Söders Machtstreben ist vorerst an seine  Grenzen gestoßen

Söders Machtstreben ist aber eben nun, vorerst jedenfalls, an seine Grenzen gestoßen. In der CSU und in Bayern hat der Franke ja, mit Geduld und Ellenbogen, alles erreicht. Und als er sich dann bundesweit als harter Anti-Corona-Kämpfer profilierte, brachte ihm dies ungeahnte Zustimmung über Partei- und Landesgrenzen hinweg ein.

Doch nun zeigt sich: Wenn die CDU nicht will, kann auch ein noch so starker CSU-Vorsitzender nicht Kanzlerkandidat werden. Hier enden schlichtweg die Einflusssphären auch gewiefter CSU-Machtstrategen.

Letztlich bleibt Söder nur noch der taktisch geschickte Rückzug. Dennoch ist es eine Niederlage für den zuletzt erfolgsverwöhnten Franken - und damit muss er erst einmal umgehen und klarkommen.

Bekommt Söder 2025 eine zweite Chance?

Wobei er am Ende zweierlei erreicht: Die Verantwortung für den Ausgang der Wahl schiebt er quasi allein der CDU und Laschet zu. Andererseits könnte Söder zu Hause profitieren - weil er bundesweit als kanzlertauglich angesehen wird. Viele Bayern wollten aber auch, dass er im Freistaat bleibt und nicht nach Berlin geht. Nutzt Söder all dies vor der nächsten Landtagswahl 2023? Die CSU träumt ja nach wie vor von der Rückeroberung der absoluten Mehrheit im Landtag. Jedoch hängt etwa die Masken-Affäre der CSU wie ein Klotz am Bein.

Und Söders Kontrahenten, insbesondere führende Oppositionspolitiker, werfen ihm nach der missglückten Mission Kanzleramt einen knallharten und beispiellosen Ego-Trip vor, dass er sich eine Woche lange nur um sich und nicht um die Corona-Krise gekümmert habe. Aber auch in der CSU sagen manche, da sei er wieder gewesen, der "alte Söder", der knallhart und mit harten Bandagen vor allem für sich selbst kämpfe.

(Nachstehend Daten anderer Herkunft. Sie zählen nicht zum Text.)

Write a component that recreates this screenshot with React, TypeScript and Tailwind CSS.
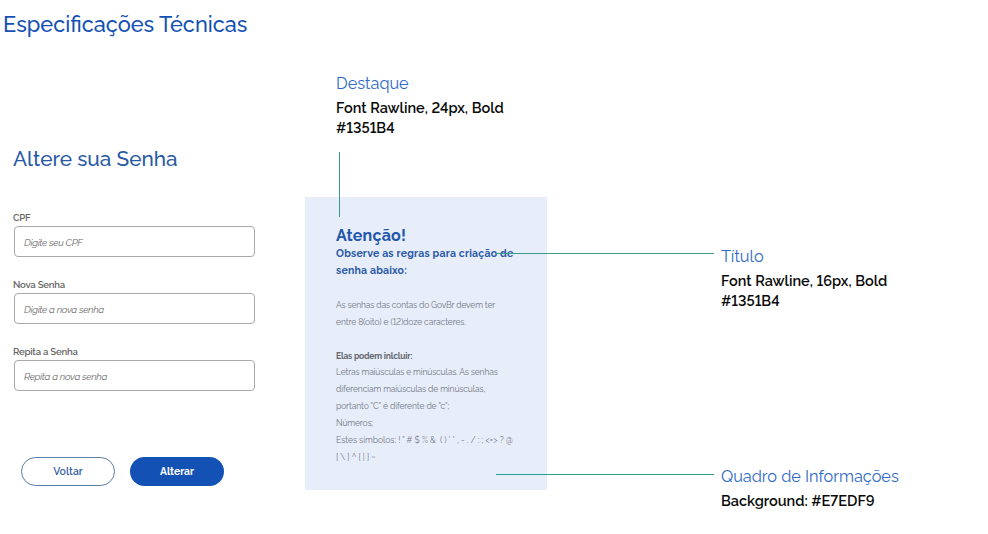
import React from "react";

type FieldProps = { label: string; hint: string };

function Field({ label, hint }: FieldProps) {
  return (
    <label className="block h-[67px]">
      <span className="block h-4 whitespace-nowrap text-[9.6px] leading-4 font-semibold tracking-[-0.22px] text-[#666]">{label}</span>
      <span className="ml-px flex h-[31px] w-[241px] items-center rounded-[4px] border border-[#a9a9a9] pt-[3px] pl-[9px]">
        <span className="whitespace-nowrap text-[9.8px] tracking-[-0.34px] text-[#6c6c6c] italic">{hint}</span>
      </span>
    </label>
  );
}

type NoteProps = { title: string; lines: string[] };

function Note({ title, lines }: NoteProps) {
  return (
    <div className="whitespace-nowrap lining-nums">
      <h3 className="mb-0.5 text-[16.3px] leading-6 font-normal text-[#2e6ac6]">{title}</h3>
      {lines.map((l) => (
        <p key={l} className="text-[14.5px] leading-5 font-semibold text-[#0a0a0a]">{l}</p>
      ))}
    </div>
  );
}

const rules = [
  { text: "As senhas das contas do GovBr devem ter", style: "font-normal tracking-[-0.16px] text-[#747986]" },
  { text: "entre 8(oito) e (12)doze caracteres.", style: "font-normal tracking-[-0.1px] text-[#747986]" },
  { text: "", style: "" },
  { text: "Elas podem inlcluir:", style: "font-bold tracking-[-0.2px] text-[#62666f]" },
  { text: "Letras maiúsculas e minúsculas. As senhas", style: "font-normal tracking-[-0.15px] text-[#747986]" },
  { text: "diferenciam maiúsculas de minúsculas,", style: "font-normal tracking-[-0.13px] text-[#747986]" },
  { text: "portanto \"C\" é diferente de \"c\";", style: "font-normal tracking-[-0.1px] text-[#747986]" },
  { text: "Números;", style: "font-normal tracking-[-0.15px] text-[#747986]" },
  { text: "Estes símbolos: ! \" # $ % &  ( ) ' * , - . / : ; <=> ? @", style: "font-normal tracking-[-0.03px] text-[#747986]" },
  { text: "[ \\ ] ^ { | } ~", style: "font-normal text-[#747986]" },
];

export default function App() {
  return (
    <main className="relative flex h-[534px] w-[988px] overflow-hidden bg-white font-['Raleway','Lato',sans-serif]">
      <section className="w-[305px] shrink-0">
        <h1 className="mt-[9px] ml-[3px] h-8 whitespace-nowrap text-[21.75px] leading-8 font-medium text-[#1351b4]">Especificações Técnicas</h1>
        <h2 className="mt-[102px] ml-[13px] h-8 whitespace-nowrap text-[20.75px] leading-8 font-medium text-[#2859a5]">Altere sua Senha</h2>
        <form className="mt-[35px] ml-[13px]">
          <Field label="CPF" hint="Digite seu CPF" />
          <Field label="Nova Senha" hint="Digite a nova senha" />
          <Field label="Repita a Senha" hint="Repita a nova senha" />
          <div className="mt-[46px] ml-2 flex gap-[15px]">
            <button type="button" className="h-[29px] w-[94px] rounded-full border border-[#5b7da8] pt-px text-[10.5px] font-semibold text-[#3a64a4]">Voltar</button>
            <button type="button" className="h-[29px] w-[94px] rounded-full bg-[#1351b4] pt-px text-[10.3px] font-bold text-white">Alterar</button>
          </div>
        </form>
      </section>
      <section className="w-[242px] shrink-0">
        <div className="mt-[72px] ml-[31px] h-[125px]">
          <Note title="Destaque" lines={["Font Rawline, 24px, Bold", "#1351B4"]} />
        </div>
        <article className="h-[293px] bg-[#e7edf9] pt-7 pl-[31px] whitespace-nowrap lining-nums">
          <h2 className="h-5 text-[16px] leading-[22px] font-bold tracking-[0.2px] text-[#2156ac]">Atenção!</h2>
          <p className="text-[10.5px] leading-[17px] font-bold tracking-[0.2px] text-[#2b5aa5]">Observe as regras para criação de</p>
          <p className="text-[10.5px] leading-[17px] font-bold tracking-[0.2px] text-[#2b5aa5]">senha abaixo:</p>
          <div className="mt-[18px]">
            {rules.map((r, i) => (
              <p key={i} className={`h-[16.85px] text-[8.5px] leading-[17px] whitespace-pre ${r.style}`}>{r.text}</p>
            ))}
          </div>
        </article>
      </section>
      <aside className="ml-[174px] pt-[245px]">
        <div className="h-[220px]">
          <Note title="Título" lines={["Font Rawline, 16px, Bold", "#1351B4"]} />
        </div>
        <Note title="Quadro de Informações" lines={["Background: #E7EDF9"]} />
      </aside>
      <i className="absolute top-[152px] left-[339px] h-[65px] w-px bg-[#3b9a8b]" />
      <i className="absolute top-[253px] left-[496px] h-px w-[218px] bg-[#3b9a8b]" />
      <i className="absolute top-[474px] left-[496px] h-px w-[218px] bg-[#22a090]" />
    </main>
  );
}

Manche in der CSU blicken derweil schon auf die Bundestagswahl 2025 voraus. Ob sich dann ein neues Zeitfenster für Söder öffnet, eine zweite Chance aufs Kanzleramt? Söder selbst sagte kürzlich, noch vor der Entscheidung für Laschet, was in vier Jahren sei, das wisse keiner. Andere rufen dagegen schon als Ziel aus: "Mission 2025".